Notwithstanding Section 12, in the event of the death of a Participant, the Option previously granted to him shall be exercisable only within the one year after such death and then only:
| (a) | by the person or persons to whom the Participant's rights under the Option shall pass by the Participant's will or the laws of descent and distribution; and |
| (b) | if and to the extent that such Participant was entitled to exercise the Option at the date of his death. |
No person entitled to exercise any Option granted under the Plan shall have any of the rights or privileges of a shareholder of the Company in respect of any Shares issuable upon exercise of such Option until certificates representing such Shares shall have been issued and delivered.
18. | PROCEEDS FROM SALE OF SHARES |
The proceeds from the sale of Shares issued upon the exercise of options shall be added to the general funds of the Company and shall thereafter be used from time to time for such corporate purposes as the Board may determine.
If the outstanding Shares of the Company are increased, decreased, changed into or exchanged for a different number or kind of shares or securities of the Company or another Company or entity through re-organization, merger, re-capitalization, re-classification, stock dividend, subdivision or consolidation, or any adjustment relating to the Shares optioned or issued on exercise of Options, or the exercise price per share as set forth in the respective Option agreements, shall be adjusted in accordance to the terms of such agreements.
Adjustments under this Section shall be made by the Board whose determination as to what adjustments shall be made, and the extent thereof, shall be final, binding and conclusive.
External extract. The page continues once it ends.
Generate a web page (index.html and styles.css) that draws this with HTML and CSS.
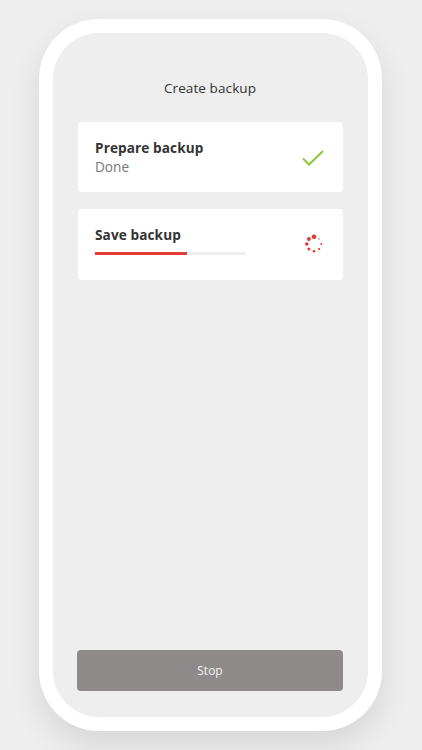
FILE: index.html
```html
<!DOCTYPE html>
<html>
<head>
<meta charset="utf-8">
<link rel="stylesheet" href="styles.css">
</head>
<body>
<div class="phone">
  <div class="screen">
    <h1 class="title">Create backup</h1>
    <div class="cards">
      <div class="card">
        <div class="card-text">
          <div class="card-title">Prepare backup</div>
          <div class="card-sub">Done</div>
        </div>
        <svg class="icon check" width="24" height="18" viewBox="0 0 24 18">
          <path d="M2 9.5 L8 15.5 L22 2" fill="none" stroke="#8dc63f" stroke-width="2"/>
        </svg>
      </div>
      <div class="card">
        <div class="card-text">
          <div class="card-title">Save backup</div>
          <div class="progress"><div class="progress-fill" style="width:61%"></div></div>
        </div>
        <svg class="icon spinner" width="20" height="20" viewBox="0 0 20 20">
          <circle cx="10" cy="2.8" r="2.3" fill="#e53935"/>
          <circle cx="4.9" cy="4.9" r="2.0" fill="#e53935"/>
          <circle cx="2.8" cy="10" r="1.8" fill="#e53935"/>
          <circle cx="4.9" cy="15.1" r="1.5" fill="#e53935"/>
          <circle cx="10" cy="17.2" r="1.3" fill="#e53935"/>
          <circle cx="15.1" cy="15.1" r="1.1" fill="#e53935"/>
          <circle cx="17.2" cy="10" r="0.9" fill="#e53935"/>
          <circle cx="15.1" cy="4.9" r="0.7" fill="#e53935"/>
        </svg>
      </div>
    </div>
    <button class="stop">Stop</button>
  </div>
</div>
</body>
</html>
```
FILE: styles.css
```css
html, body {
  margin: 0;
  padding: 0;
  background: #eeeeee;
  font-family: "Open Sans", "Noto Sans", sans-serif;
}
body {
  width: 422px;
  height: 750px;
  padding-top: 19px;
  padding-left: 39px;
  box-sizing: border-box;
}
.phone {
  width: 343px;
  height: 712px;
  box-sizing: border-box;
  padding: 14px;
  background: #ffffff;
  border-radius: 60px;
  box-shadow: 0 14px 30px rgba(0, 0, 0, 0.1);
}
.screen {
  height: 100%;
  background: #eeeeee;
  border-radius: 46px;
  display: flex;
  flex-direction: column;
  padding: 0 25px 26px 24px;
  box-sizing: border-box;
}
.title {
  margin: 44px 0 0;
  font-size: 13.5px;
  font-weight: 400;
  color: #333333;
  text-align: center;
  line-height: 22px;
  letter-spacing: 0.1px;
}
.cards {
  margin-top: 23px;
  display: flex;
  flex-direction: column;
  gap: 17px;
  padding-left: 1px;
}
.card {
  background: #ffffff;
  border-radius: 4px;
  height: 70px;
  display: flex;
  align-items: center;
  justify-content: space-between;
  padding: 0 18px 0 17px;
  box-sizing: border-box;
}
.card + .card {
  height: 71px;
  align-items: flex-start;
  padding-top: 16px;
}
.card + .card .spinner {
  margin-top: 9px;
}
.card-text {
  display: flex;
  flex-direction: column;
}
.card-title {
  font-size: 13.6px;
  font-weight: 700;
  color: #333333;
  line-height: 19px;
  letter-spacing: 0.1px;
}
.card-sub {
  font-size: 13.6px;
  color: #777777;
  line-height: 19px;
}
.progress {
  margin-top: 8px;
  width: 151px;
  height: 3px;
  background: #eeeeee;
}
.progress-fill {
  height: 100%;
  background: #e53935;
}
.icon {
  display: block;
}
.check {
  margin-top: 2px;
}
.spinner {
  margin-right: 1px;
}
.stop {
  margin-top: auto;
  height: 41px;
  width: 266px;
  border: none;
  border-radius: 4px;
  background: #8e8a89;
  color: #f2f2f2;
  font-family: "Open Sans", sans-serif;
  font-size: 12px;
}
```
No fractional Share shall be required to be issued under the Plan on any such adjustment.
Any adjustment, other than in connection with a consolidation or split, to Security Based Compensation granted or issued under a Security Based Compensation plan are subject to prior acceptance of the Exchange, including adjustments related to an amalgamation, merger, arrangement, reorganization, spin-off, dividend or recapitalization.
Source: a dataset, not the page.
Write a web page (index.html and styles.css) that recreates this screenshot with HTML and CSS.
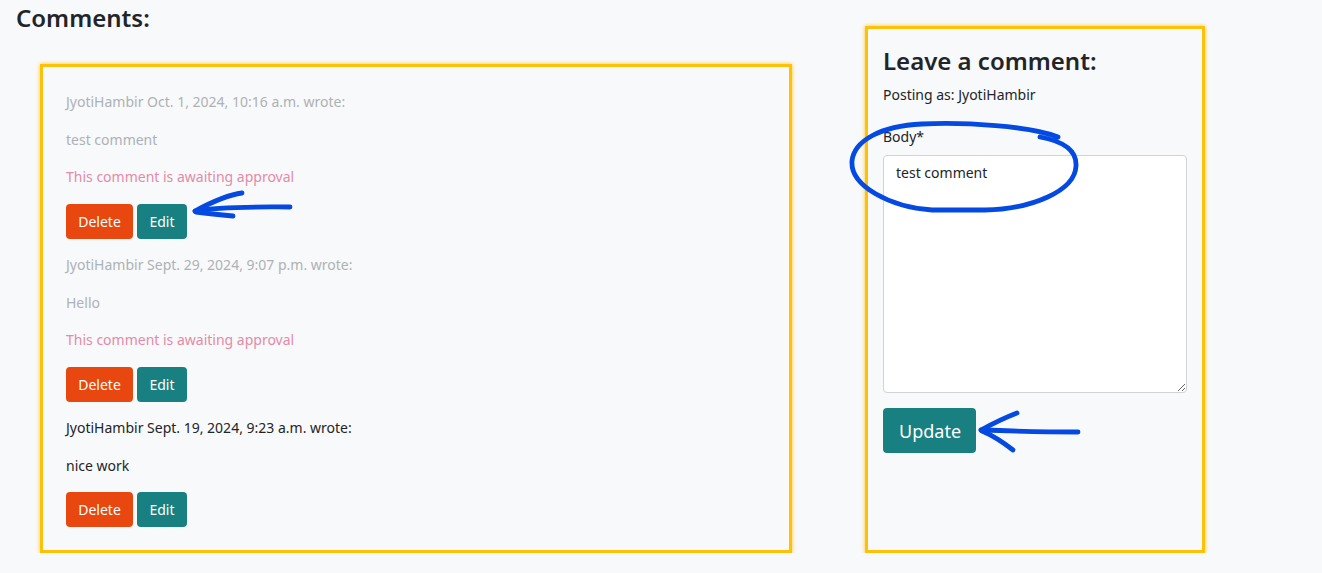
FILE: index.html
```html
<!DOCTYPE html>
<html lang="en">
<head>
<meta charset="utf-8">
<title>Comments</title>
<link rel="stylesheet" href="styles.css">
</head>
<body>
<div class="page">
  <section class="comments-col">
    <h3 class="section-title">Comments:</h3>
    <div class="card comments-card">
      <div class="comment faded">
        <p class="meta">JyotiHambir Oct. 1, 2024, 10:16 a.m. wrote:</p>
        <p class="text">test comment</p>
        <p class="pending">This comment is awaiting approval</p>
        <div class="actions"><button class="btn btn-delete">Delete</button><button class="btn btn-edit">Edit</button></div>
      </div>
      <div class="comment faded">
        <p class="meta">JyotiHambir Sept. 29, 2024, 9:07 p.m. wrote:</p>
        <p class="text">Hello</p>
        <p class="pending">This comment is awaiting approval</p>
        <div class="actions"><button class="btn btn-delete">Delete</button><button class="btn btn-edit">Edit</button></div>
      </div>
      <div class="comment">
        <p class="meta">JyotiHambir Sept. 19, 2024, 9:23 a.m. wrote:</p>
        <p class="text">nice work</p>
        <div class="actions last"><button class="btn btn-delete">Delete</button><button class="btn btn-edit">Edit</button></div>
      </div>
    </div>
  </section>
  <aside class="card form-card">
    <h3 class="form-title">Leave a comment:</h3>
    <p class="posting">Posting as: JyotiHambir</p>
    <label class="field-label" for="body">Body*</label>
    <textarea id="body" class="field">test comment</textarea>
    <button class="btn btn-update">Update</button>
  </aside>
</div>
<svg class="annotations" width="1322" height="573" viewBox="0 0 1322 573" xmlns="http://www.w3.org/2000/svg">
  <g fill="none" stroke="#0349e2" stroke-width="4.8" stroke-linecap="round" stroke-linejoin="round">
    <path d="M290 207 C262 207 222 206 195 211"/>
    <path d="M195 211 C210 203 226 195 242 193"/>
    <path d="M196 212 C210 214 221 215 233 216"/>
    <path d="M1058 137 C1030 126 965 122 922 124 C880 126 854 141 852 161 C850 186 890 207 932 210 L985 210 C1032 209 1075 191 1076 166 C1077 149 1062 141 1040 137"/>
    <path d="M1078 432 C1050 432 1010 431 981 430"/>
    <path d="M981 430 C992 424 1004 418 1017 413"/>
    <path d="M982 431 C994 436 1004 443 1013 450"/>
  </g>
</svg>
</body>
</html>
```
FILE: styles.css
```css
html, body {
  margin: 0;
  padding: 0;
  background: #f8f9fa;
  font-family: "Noto Sans", "Open Sans", sans-serif;
  color: #212529;
}

.page {
  display: flex;
  align-items: stretch;
  padding-left: 16px;
}

.comments-col {
  display: flex;
  flex-direction: column;
  width: 776px;
}

.section-title {
  margin: 0;
  font-size: 24px;
  font-weight: 600;
  line-height: 36px;
  color: #212529;
}

.card {
  border: 3px solid #ffc107;
  box-shadow: 0 0 4px rgba(255, 193, 7, 0.9);
  background: #f8f9fa;
  box-sizing: border-box;
}

.comments-card {
  margin: 28px 0 0 24px;
  width: 752px;
  padding: 24px 23px 23px;
}

.comment p {
  margin: 0 0 15.5px;
  font-size: 14px;
  line-height: 22px;
}

.comment.faded .meta,
.comment.faded .text {
  color: #aeb1b5;
}

.comment .pending {
  color: #e38ba7;
}

.actions {
  display: flex;
  gap: 4px;
  margin-bottom: 15.5px;
}

.actions.last {
  margin-bottom: 0;
}

.btn {
  border: none;
  border-radius: 4px;
  color: #ffffff;
  font-family: "Noto Sans", "Open Sans", sans-serif;
  cursor: pointer;
}

.actions .btn {
  height: 35px;
  padding: 0 12px;
  font-size: 14px;
}

.btn-delete {
  background: #e84710;
  width: 67px;
}

.btn-edit {
  background: #188080;
  width: 50px;
}

.form-card {
  margin: 26px 0 0 73px;
  width: 340px;
  padding: 15px;
  display: flex;
  flex-direction: column;
  align-items: flex-start;
}

.form-title {
  margin: 0;
  font-size: 24px;
  font-weight: 600;
  line-height: 34px;
  color: #212529;
}

.posting {
  margin: 6px 0 0;
  font-size: 14px;
  line-height: 22px;
}

.field-label {
  margin-top: 20px;
  font-size: 14px;
  line-height: 22px;
}

.field {
  margin-top: 7px;
  width: 304px;
  height: 238px;
  box-sizing: border-box;
  border: 1px solid #ced4da;
  border-radius: 4px;
  background: #ffffff;
  padding: 6px 12px;
  font-family: "Noto Sans", "Open Sans", sans-serif;
  font-size: 14px;
  line-height: 22px;
  color: #212529;
  resize: vertical;
}

.btn-update {
  margin-top: 15px;
  background: #188080;
  width: 93px;
  height: 45px;
  font-size: 18px;
  padding: 0 16px;
}

.annotations {
  position: absolute;
  left: 0;
  top: 0;
  pointer-events: none;
}
```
All benefits, rights and Options accruing to any Participant in accordance with the terms and conditions of the Plan shall not be transferable or assignable unless specifically provided herein or the extent, if any, permitted by the Exchange. During the lifetime of a Participant, any benefits, rights and Options may only be exercised by the Participant.
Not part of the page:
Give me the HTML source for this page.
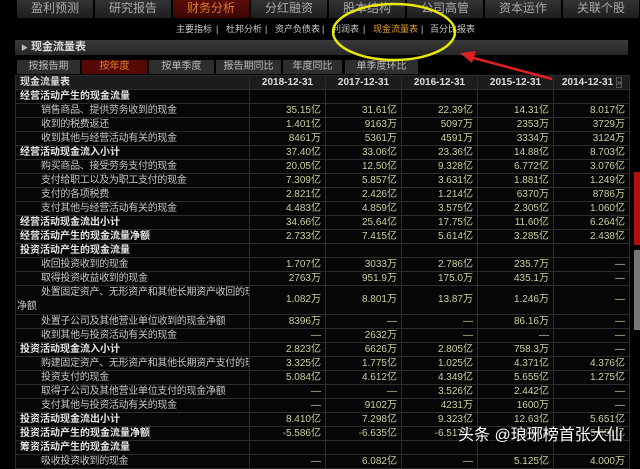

The Company shall have the authority to take steps for the deduction and withholding, or for the advance payment or reimbursement by the optionee to the Company, of any taxes or other required source deductions which the Company is required by law or regulation of any governmental authority whatsoever to remit in connection with this Plan, or any issuance of Shares. Without limiting the generality of the foregoing, the Company may, in its sole discretion:
| (a) | deduct and withhold additional amounts from other amounts payable to a optionee; |
| (b) | require, as a condition of the issuance of Shares to an optionee, that the optionee make a cash payment to the Company equal to the amount, in the Company’s opinion, required to be withheld and remitted by the Company for the account of the optionee to the appropriate governmental authority and the Company, in its discretion, may withhold the issuance or delivery of Shares until the optionee makes such payment; or |
| (c) | sell, on behalf of the optionee, all or any portion of Shares otherwise deliverable to the optionee until the net proceeds of sale equal or exceed the amount which, in the Company’s opinion, would satisfy any and all withholding taxes and other source deductions for the account of the optionee. |
22. | AMENDMENT AND TERMINATION OF PLAN |
The Board may terminate or discontinue the Plan at any time without the consent of the Participants provided that such termination or discontinuance shall not alter or impair any Option previously granted under the Plan.
The Board may not amend this Plan or issuances of Options without prior Exchange acceptance and shareholder approval where applicable. For greater certainty, without limitation, amendments to any of the following provisions of the Plan will be subject to shareholder approval:
| (a) | persons eligible to be granted or issued Options under the Plan; |
| (b) | the maximum number or percentage, as the case may be, of listed shares that may be issuable under the Plan; |
| (c) | the limits under the Plan on the amount of Options that may be granted or issued to any one person or any category of persons (such as, for example, Insiders); |
| (d) | the method for determining the exercise price of the Options; |
| (e) | the maximum term of the Options; |
| (f) | the expiry and termination provisions applicable to the Options, including the addition of a blackout period; |
| (g) | the addition of a Net Exercise provision; and |
| (h) | any method or formula for calculating prices, values or amounts under the Plan that may result in a benefit to a Participant, including but not limited to the formula for calculating the appreciation of a Stock Appreciation Right (as defined in the policies of the Exchange). |
Notwithstanding the foregoing, the following types of amendments to the Plan are not subject to shareholder approval:
| (a) | amendments to fix typographical errors; or |
| (b) | amendments to clarify existing provisions of the Plan which does not have the effect of altering the scope, nature and intent of such provisions. |
Where shareholder approval is sought for amendments to reduce the exercise price of an outstanding Option, including a cancellation of an Option and re-grant of an Option in conjunction therewith, constituting a reduction of the exercise price of the Option, the votes attached to Shares held directly or indirectly by Insiders benefiting from the amendments will be excluded.
Disinterested shareholder approval must be obtained for any reduction in the exercise price of an Option, or the extension of the term of an Option, if the Participant is an Insider of the Company at the time of the proposed amendment.
The ability of a Participant to exercise Options and the obligation of the Company to issue and deliver Shares in accordance with the Plan is subject to any approvals which may be required from shareholders of the Company and any regulatory authority or stock exchange having jurisdiction over the securities of the Company. If any Shares cannot be issued to any Participant for whatever reason, the obligation of the Company to issue such Shares shall terminate and any Option exercise price paid to the Company will be returned to the Participant.
24. | EFFECTIVE DATE OF PLAN |
The Plan has been adopted by the Board of the Company subject to the approval of the Exchange and, if so approved, subject to the discretion of the Board, the Plan shall become effective upon such approvals being obtained.
Terms used but not otherwise defined herein shall have the meanings ascribed thereto in the Company Manual of the TSXV.
This Plan will be governed by and construed in accordance with the laws of Ontario and the laws of Canada applicable therein.